『戯れの魔王』著者、篠原勝之さんインタビュー。 「この世にいる、ってコトがおもしろい」
撮影・黒川ひろみ
鉄を操るゲージツ家の、クマさんこと篠原勝之さんが山岳地帯の作業場に制作の拠点を移して、かれこれ24年ほどになる。東京の下町に構えていた工場が手狭になった頃、山梨の河川敷にモニュメントの依頼が舞い込み、「行ってみたら甲斐駒ケ岳の見えるいい場所で。近くに工場建てただよ」。その暮らしぶりはというと……。
「この『戯れの魔王』でも書いたように舞台の稽古で東京に来たりするけど、それ以外は山で茶碗作ったり版木を彫ったり、蓮を植えたりしてる。今まで樽で鑑賞していた蓮を、池を造って本来の野生に戻したり。やることはいっぱいある、ただ金にならないだけで」
と、笑う。山で、東京で、体験して考えたことを文章にするのも、“やること”のひとつだ。
山、時々東京の暮らしの中から、生まれてきた4つの物語。
奈良・東大寺の長老から受け継いだ蓮を育てながら、母を看取るまでの時間を描いた「蓮葬(はすおく)り」、白塗りメイクの舞踏集団を率いるマロの誘いで舞台を踏むまでの顛末を語る「戯れの魔王」。毎朝窓から遥拝してきた甲斐駒の奉仕登山に挑んだ「アマテラスの踵」、作業場に瀕死の子猫が迷い込んでくる「ささらほーさら」と、ここにはいつもの暮らしから切り取られたひとコマが収められている。
「習ったことはないけど、茶も点てるよ。好きな茶碗で飲みながら、窓の向こうの甲斐駒を眺めたりしてね。冬は山のてっぺんがよく見えるじゃない、そうすると距離感がふっと消えるときがあるんだよ。ここにいるオレが、一瞬、あっちにいるような。世界がオレと山だけという感じ。きざに言ってるわけじゃなくて、そういう瞬間が本当にあるんだよ」
そうした、時間と空間がふと交差してなくなるような感覚は、舞台の上でも訪れる。マロさんの演出する舞台本番で、極度に緊張した瞬間、昔パレスチナで死と隣り合わせになった記憶がまざまざと甦り、我を忘れたのだという。

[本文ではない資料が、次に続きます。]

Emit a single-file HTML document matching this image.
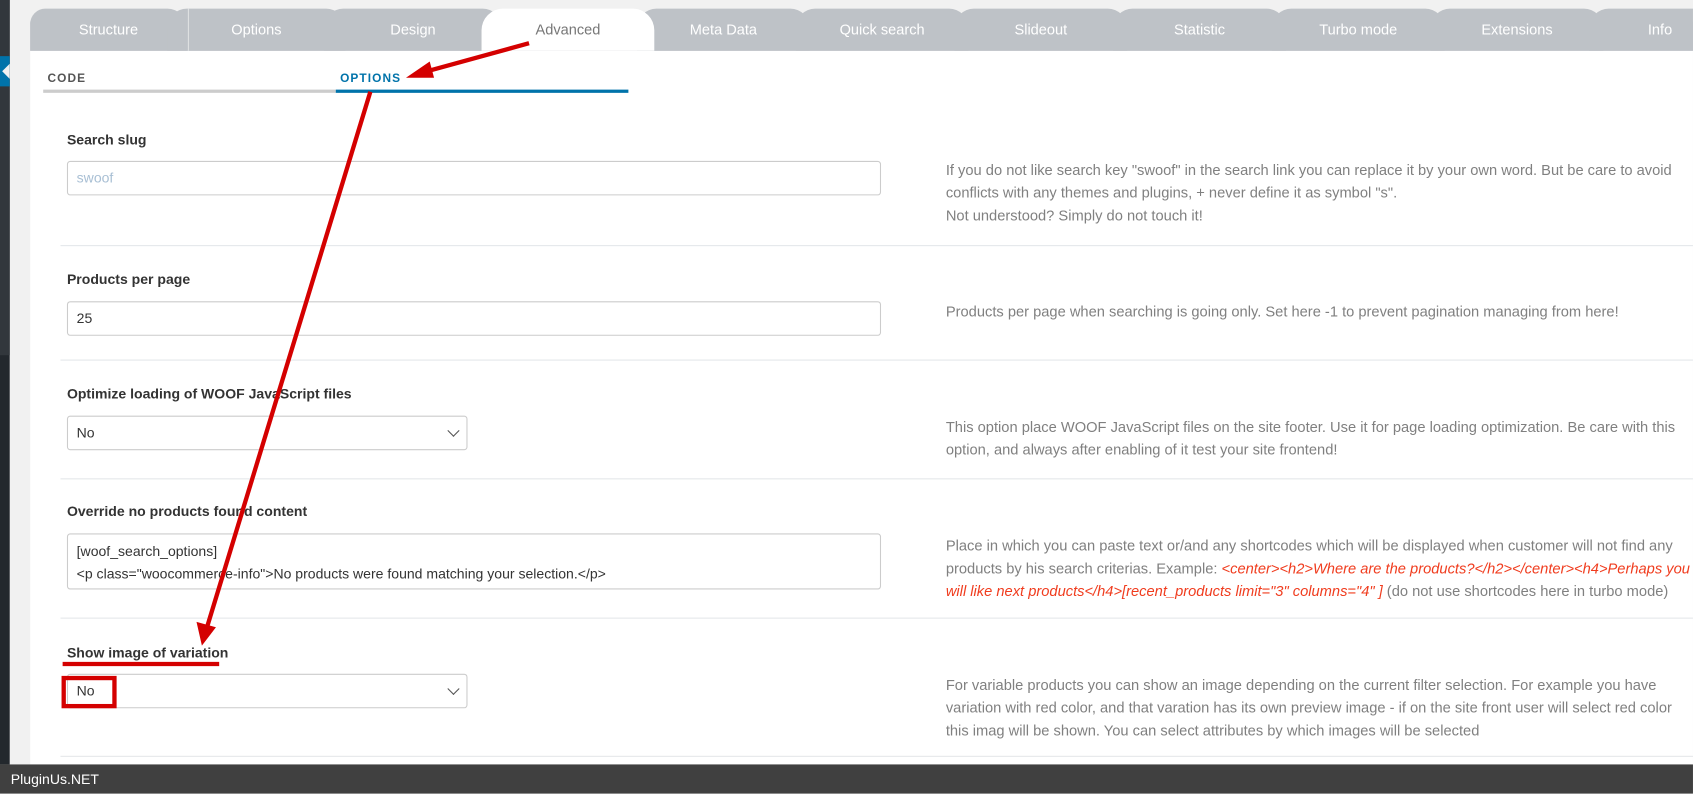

「そのときは、かつてのパレスチナの光景がわーっと頭の中にくるんだよ。甲斐駒観てるときと一緒で、此処ではなくなっちゃう。それはそれでおもしろかった。ジジイになって、あの世とこの世の距離がなくなっていく。あの世なんてすぐそこにもあるしな。うんと遠くじゃない。ふっと何かを観ていて、あの世とこの世が曖昧になっていったらいいな」
今は山での生活、時々東京、というのが、よい距離感なのだと語る。山では、ひとりでいても退屈でもなければ寂しくもない。その“なんでもない”という状態になるのが、またよいのだと。ひとりといっても、植物や虫、蛇にイノシシ、猿たちに囲まれ、時には子猫が迷い込む。骨太な筆致で細やかに描き出されるのは、儚くて力強い、たくさんの命だ。その、溢れんばかりの命の物語を、じっくり噛み締めながら味わううち、いつしか心の栄養になっている……そんな、4編がここにある。